L'idée, c'est de lui faire une «throffer»... (Photo: 123RF)
MAUDITE JOB! est une rubrique où Olivier Schmouker répond à vos interrogations les plus croustillantes [et les plus pertinentes] sur le monde de l’entreprise moderne… et, bien sûr, de ses travers. Un rendez-vous à lire les mardis et les jeudis. Vous avez envie de participer? Envoyez-nous votre question à mauditejob@groupecontex.ca
Q. – «Un des membres de mon équipe est antivax. Ça crée du trouble. Certains m’ont fait part de leur refus de travailler à proximité de lui, voire carrément avec lui, le jour où le télétravail ne sera plus obligatoire. Comment le convaincre de changer d’idée?» – Léo
R. — Cher Léo, j’ai une bonne nouvelle pour vous: il y a un moyen subtil d’y parvenir, qui découle d’une récente étude menée par une équipe de chercheurs dirigée par Tom Chang, professeur d’économie et de finance à l’école de commerce Marshall de l’Université de Californie du Sud, à Los Angeles.
Cette étude consistait à évaluer l’impact réel des différentes mesures gouvernementales visant à inciter les Américains à se faire vacciner contre la COVID-19. À savoir, si les cartes d’achat dans un grand centre commercial, les cartes d’accès à des parcs d’attractions ou à des stations de ski, ou encore les billets de loterie dont le gros lot atteignait 2 M$ US avaient moindrement changé le comportement des récalcitrants à la vaccination.

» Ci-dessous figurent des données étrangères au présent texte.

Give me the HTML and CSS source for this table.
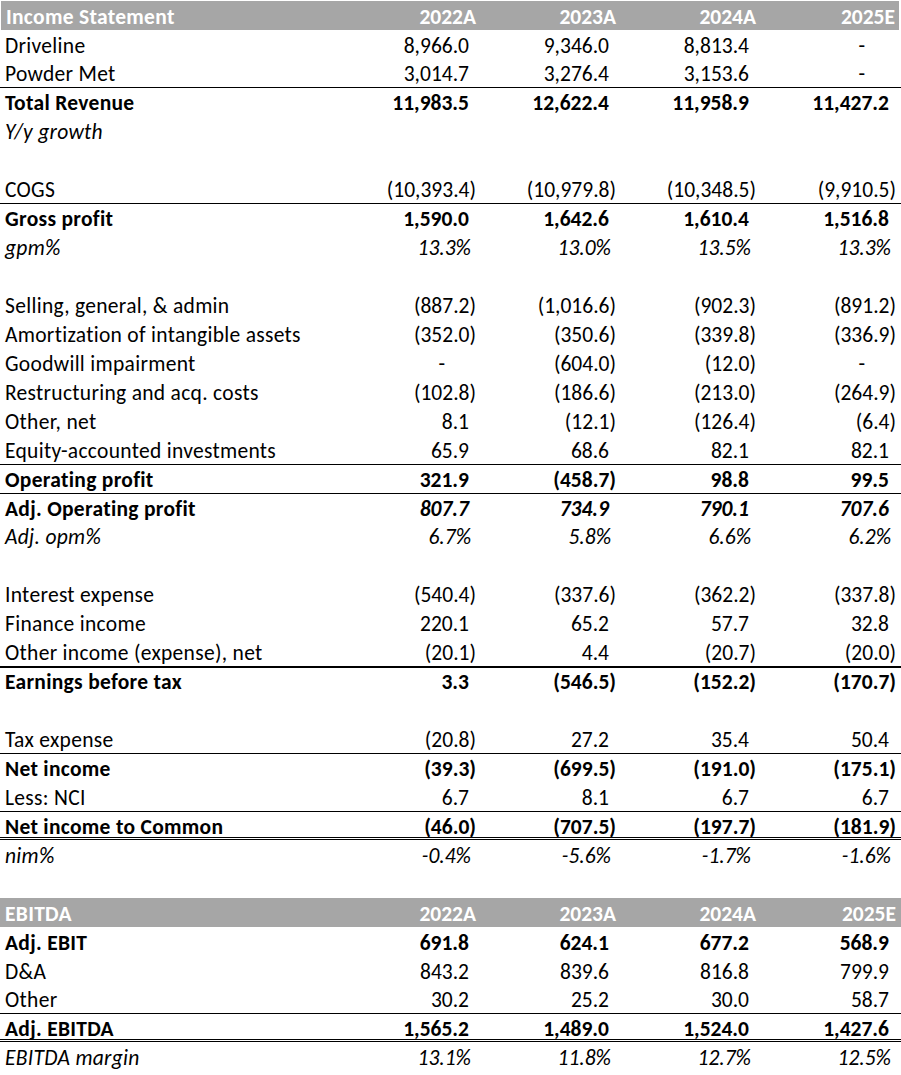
FILE: index.html
```html
<!DOCTYPE html>
<html>
<head>
<meta charset="utf-8">
<link rel="stylesheet" href="styles.css">
</head>
<body>
<div class="sheet">
  <div class="row head first"><div class="lbl">Income Statement</div><div>2022A</div><div>2023A</div><div>2024A</div><div>2025E</div></div>
  <div class="row"><div class="lbl">Driveline</div><div><span class="p">8,966.0</span></div><div><span class="p">9,346.0</span></div><div><span class="p">8,813.4</span></div><div><span class="d">-</span></div></div>
  <div class="row"><div class="lbl">Powder Met</div><div><span class="p">3,014.7</span></div><div><span class="p">3,276.4</span></div><div><span class="p">3,153.6</span></div><div><span class="d">-</span></div></div>
  <div class="row b top"><div class="lbl">Total Revenue</div><div><span class="p">11,983.5</span></div><div><span class="p">12,622.4</span></div><div><span class="p">11,958.9</span></div><div><span class="p">11,427.2</span></div></div>
  <div class="row i"><div class="lbl">Y/y growth</div><div></div><div></div><div></div><div></div></div>
  <div class="row"><div class="lbl"></div><div></div><div></div><div></div><div></div></div>
  <div class="row"><div class="lbl">COGS</div><div>(10,393.4)</div><div>(10,979.8)</div><div>(10,348.5)</div><div>(9,910.5)</div></div>
  <div class="row b top"><div class="lbl">Gross profit</div><div><span class="p">1,590.0</span></div><div><span class="p">1,642.6</span></div><div><span class="p">1,610.4</span></div><div><span class="p">1,516.8</span></div></div>
  <div class="row i"><div class="lbl">gpm%</div><div><span class="pc">13.3%</span></div><div><span class="pc">13.0%</span></div><div><span class="pc">13.5%</span></div><div><span class="pc">13.3%</span></div></div>
  <div class="row"><div class="lbl"></div><div></div><div></div><div></div><div></div></div>
  <div class="row"><div class="lbl">Selling, general, &amp; admin</div><div>(887.2)</div><div>(1,016.6)</div><div>(902.3)</div><div>(891.2)</div></div>
  <div class="row"><div class="lbl">Amortization of intangible assets</div><div>(352.0)</div><div>(350.6)</div><div>(339.8)</div><div>(336.9)</div></div>
  <div class="row"><div class="lbl">Goodwill impairment</div><div><span class="d">-</span></div><div>(604.0)</div><div>(12.0)</div><div><span class="d">-</span></div></div>
  <div class="row"><div class="lbl">Restructuring and acq. costs</div><div>(102.8)</div><div>(186.6)</div><div>(213.0)</div><div>(264.9)</div></div>
  <div class="row"><div class="lbl">Other, net</div><div><span class="p">8.1</span></div><div>(12.1)</div><div>(126.4)</div><div>(6.4)</div></div>
  <div class="row"><div class="lbl">Equity-accounted investments</div><div><span class="p">65.9</span></div><div><span class="p">68.6</span></div><div><span class="p">82.1</span></div><div><span class="p">82.1</span></div></div>
  <div class="row b top"><div class="lbl">Operating profit</div><div><span class="p">321.9</span></div><div>(458.7)</div><div><span class="p">98.8</span></div><div><span class="p">99.5</span></div></div>
  <div class="row b top vi"><div class="lbl">Adj. Operating profit</div><div><span class="p">807.7</span></div><div><span class="p">734.9</span></div><div><span class="p">790.1</span></div><div><span class="p">707.6</span></div></div>
  <div class="row i"><div class="lbl">Adj. opm%</div><div><span class="pc">6.7%</span></div><div><span class="pc">5.8%</span></div><div><span class="pc">6.6%</span></div><div><span class="pc">6.2%</span></div></div>
  <div class="row"><div class="lbl"></div><div></div><div></div><div></div><div></div></div>
  <div class="row"><div class="lbl">Interest expense</div><div>(540.4)</div><div>(337.6)</div><div>(362.2)</div><div>(337.8)</div></div>
  <div class="row"><div class="lbl">Finance income</div><div><span class="p">220.1</span></div><div><span class="p">65.2</span></div><div><span class="p">57.7</span></div><div><span class="p">32.8</span></div></div>
  <div class="row"><div class="lbl">Other income (expense), net</div><div>(20.1)</div><div><span class="p">4.4</span></div><div>(20.7)</div><div>(20.0)</div></div>
  <div class="row b top2"><div class="lbl">Earnings before tax</div><div><span class="p">3.3</span></div><div>(546.5)</div><div>(152.2)</div><div>(170.7)</div></div>
  <div class="row"><div class="lbl"></div><div></div><div></div><div></div><div></div></div>
  <div class="row"><div class="lbl">Tax expense</div><div>(20.8)</div><div><span class="p">27.2</span></div><div><span class="p">35.4</span></div><div><span class="p">50.4</span></div></div>
  <div class="row b top"><div class="lbl">Net income</div><div>(39.3)</div><div>(699.5)</div><div>(191.0)</div><div>(175.1)</div></div>
  <div class="row"><div class="lbl">Less: NCI</div><div><span class="p">6.7</span></div><div><span class="p">8.1</span></div><div><span class="p">6.7</span></div><div><span class="p">6.7</span></div></div>
  <div class="row b top dbl"><div class="lbl">Net income to Common</div><div>(46.0)</div><div>(707.5)</div><div>(197.7)</div><div>(181.9)</div></div>
  <div class="row i"><div class="lbl">nim%</div><div><span class="pc">-0.4%</span></div><div><span class="pc">-5.6%</span></div><div><span class="pc">-1.7%</span></div><div><span class="pc">-1.6%</span></div></div>
  <div class="row"><div class="lbl"></div><div></div><div></div><div></div><div></div></div>
  <div class="row head"><div class="lbl">EBITDA</div><div>2022A</div><div>2023A</div><div>2024A</div><div>2025E</div></div>
  <div class="row b"><div class="lbl">Adj. EBIT</div><div><span class="p">691.8</span></div><div><span class="p">624.1</span></div><div><span class="p">677.2</span></div><div><span class="p">568.9</span></div></div>
  <div class="row"><div class="lbl">D&amp;A</div><div><span class="p">843.2</span></div><div><span class="p">839.6</span></div><div><span class="p">816.8</span></div><div><span class="p">799.9</span></div></div>
  <div class="row"><div class="lbl">Other</div><div><span class="p">30.2</span></div><div><span class="p">25.2</span></div><div><span class="p">30.0</span></div><div><span class="p">58.7</span></div></div>
  <div class="row b top dbl"><div class="lbl">Adj. EBITDA</div><div><span class="p">1,565.2</span></div><div><span class="p">1,489.0</span></div><div><span class="p">1,524.0</span></div><div><span class="p">1,427.6</span></div></div>
  <div class="row i"><div class="lbl">EBITDA margin</div><div><span class="pc">13.1%</span></div><div><span class="pc">11.8%</span></div><div><span class="pc">12.7%</span></div><div><span class="pc">12.5%</span></div></div>
</div>
</body>
</html>
```

FILE: styles.css
```css
html, body {
  margin: 0;
  padding: 0;
  background: #ffffff;
}
.sheet {
  width: 901px;
  padding-top: 1px;
  font-family: Calibri, Carlito, Lato, "Liberation Sans", sans-serif;
  font-size: 21.5px;
  color: #000;
}
.row {
  display: grid;
  grid-template-columns: 341px 140px 140px 140px 140px;
  height: 28.95px;
  box-sizing: border-box;
  align-items: start;
  line-height: 18px;
  padding-top: 7px;
  white-space: nowrap;
}
.row > div {
  text-align: right;
  padding-right: 5px;
}
.row > .lbl {
  text-align: left;
  padding-left: 5px;
  padding-right: 0;
  letter-spacing: 0.3px;
}
.row.first {
  height: 28.5px;
  margin-left: 1px;
  margin-right: 2px;
  grid-template-columns: 340px 140px 140px 140px 138px;
}
.row.first > div:last-child {
  padding-right: 4px;
}
.head {
  background: #a6a6a6;
  color: #ffffff;
  font-weight: bold;
}
.b { font-weight: bold; }
.i { font-style: italic; }
.vi > div:not(.lbl) { font-style: italic; }
.top { border-top: 1px solid #000; padding-top: 6px; }
.top2 { border-top: 2px solid #000; padding-top: 5px; }
.p { padding-right: 7px; }
.d { padding-right: 31px; }
.pc { padding-right: 5px; }
.dbl { border-bottom: 3px double #000; }
```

Résultat? Il est a priori décourageant: les incitations positives, aussi nombreuses et variées soient-elles, ne fonctionnent pas. Certes, elles augmentent les intentions d’aller se faire vacciner, mais elles n’ont aucune incidence sur le taux de vaccination. Et puis, les incitations positives ont un impact négatif sur certains groupes de la population, en particulier les plus de 40 ans et les partisans de Donald Trump, l’ex-occupant de la Maison-Blanche (il semble que ces opérations de communication les confortent dans l’idée que le gouvernement cherche à les manipuler et qu’elles avivent leurs inquiétudes quant aux éventuels effets secondaires des vaccins).
En vérité, ce qui fonctionne auprès des récalcitrants, c’est plus le bâton que la carotte. L’étude met au jour le fait que les incitations les plus efficaces étaient les plus percutantes, à savoir les messages qui martelaient l’importance de tous se faire vacciner pour permettre «un retour à la normale». Le mécanisme mental repose alors sur un biais cognitif bien connu des économistes, le biais de «l’aversion pour la perte»: vous comme moi, nous attachons plus d’importance à une perte qu’à un gain du même montant.

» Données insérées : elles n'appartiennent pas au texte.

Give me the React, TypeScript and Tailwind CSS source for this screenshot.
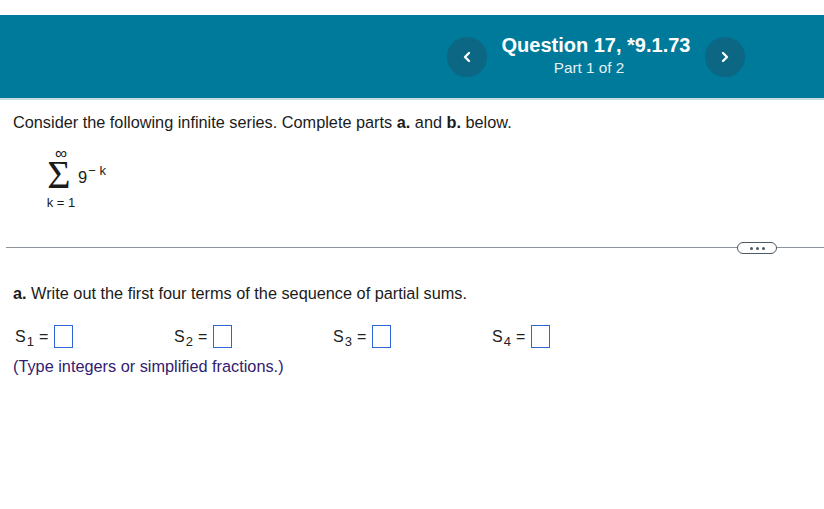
import { ChevronLeft, ChevronRight } from 'lucide-react';

function NavButton({ dir }: { dir: 'left' | 'right' }) {
  return (
    <button className="w-10 h-10 rounded-full bg-[#0b6784] flex items-center justify-center text-white">
      {dir === 'left' ? <ChevronLeft size={16} strokeWidth={3.5} /> : <ChevronRight size={16} strokeWidth={3.5} />}
    </button>
  );
}

function Blank({ n }: { n: number }) {
  return (
    <div className="w-[159px] flex items-center text-[16px] text-[#222]">
      <span>S</span>
      <span className="text-[13px] relative top-[5px] ml-[1px]">{n}</span>
      <span className="ml-[5px] mr-[6px]">=</span>
      <span className="inline-block w-[19px] h-[23px] border border-[#2f67d2]" />
    </div>
  );
}

export default function App() {
  return (
    <div className="w-[824px] h-[509px] bg-white pt-[15px] [font-family:'Liberation_Sans',Arial,sans-serif] text-[#1b1b1b]">
      <header className="h-[85px] bg-[#007a9a] border-b-2 border-[#c8dbe2] flex items-center pl-[447px]">
        <NavButton dir="left" />
        <div className="w-[218px] text-center text-white leading-none">
          <div className="text-[20px] font-bold -mt-[2px]">Question 17, *9.1.73</div>
          <div className="text-[15.3px] mt-[5px] pr-[14px] text-[#e3f0f4]">Part 1 of 2</div>
        </div>
        <NavButton dir="right" />
      </header>

      <p className="text-[16.3px] pl-[13px] mt-[10px]">
        Consider the following infinite series. Complete parts <b>a.</b> and <b>b.</b> below.
      </p>

      {/* series: sum k=1..inf of 9^-k */}
      <div className="flex items-start pl-[44px] mt-[13px]">
        <div className="flex flex-col items-center w-[34px]">
          <div className="text-[17px] leading-[14px]">∞</div>
          <div className="[font-family:'Liberation_Serif',serif] text-[40px] leading-[28px] -ml-[4px]">Σ</div>
          <div className="text-[13px] leading-[14px] mt-[7px]">k = 1</div>
        </div>
        <div className="mt-[21px] flex items-start">
          <span className="text-[16.5px] leading-[18px]">9</span>
          <span className="text-[13px] leading-[14px] -mt-[4px] ml-[1px]">− k</span>
        </div>
      </div>

      <div className="mt-[37px] ml-[6px] relative border-t border-[#8c939a]">
        <div className="absolute right-[47px] -top-[6px] w-[40px] h-[12px] rounded-full border border-[#4c5863] bg-white flex items-center justify-center gap-[3px]">
          <span className="w-[3px] h-[3px] rounded-full bg-[#4c5863]" />
          <span className="w-[3px] h-[3px] rounded-full bg-[#4c5863]" />
          <span className="w-[3px] h-[3px] rounded-full bg-[#4c5863]" />
        </div>
      </div>

      <p className="text-[16.3px] pl-[13px] mt-[33px]">
        <b>a.</b> Write out the first four terms of the sequence of partial sums.
      </p>

      <div className="flex pl-[15px] mt-[19px]">
        <Blank n={1} />
        <Blank n={2} />
        <Blank n={3} />
        <Blank n={4} />
      </div>
      <p className="text-[16.3px] pl-[13px] mt-[5px] text-[#32206f]">(Type integers or simplified fractions.)</p>
    </div>
  );
}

Ce que les gens veulent le plus, y compris les antivax, c’est revenir à la vie d’avant la pandémie. La vie où l’on ne portait pas de masques, la vie où l’on ne devait pas s’enfermer chez soi passé 22h, la vie où l’on pouvait librement travailler et rigoler au bureau.
D’où l’intérêt de menacer d’un coup de bâton ceux qui empêchent le «retour à la normale», en leur faisant «une offre qu’ils ne pourront pas refuser», comme le disait, sourire en coin, le dangereux Marlon Brando dans le film Le Parrain. Il convient de recourir à ce que le philosophe canadien Hillel Steiner appelle une «throffer» (la contraction de threat, menace en français, et d’offer, offre en français), une proposition lourde de conséquences en cas de refus.
L’idée est d’adapter le bâton aux personnes ciblées, «à leurs intérêts et valeurs propres». De ne surtout pas taper fort en tous sens, en interdisant aux non-vaccinés l’accès à certains commerces, à certains biens ou à certains services. Mais de viser la corde sensible propre à chaque sous-groupe que composent les antivax.
Dans le cas qui nous intéresse, cher Léo, il vous faut identifier la corde sensible de l’employé en question. Aime-t-il plus que tout travailler en gang? Faites-lui comprendre qu’il est le seul à qui l’organisation va offrir d’être à 100% en télétravail. Ou bien, rêve-t-il de faire des voyages d’affaires? Indiquez-lui que les autres vont désormais être prioritaires.
Bref, c’est en saisissant que leur attitude nuit directement au «retour à la normale» de leur propre vie quotidienne que les antivax sont susceptibles de changer d’avis. Et à plus forte raison si la «menace voilée» (throffer) qui leur est faite leur permet de réaliser que leur comportement nuit aussi directement à leurs proches, en l’occurrence leurs collègues de travail.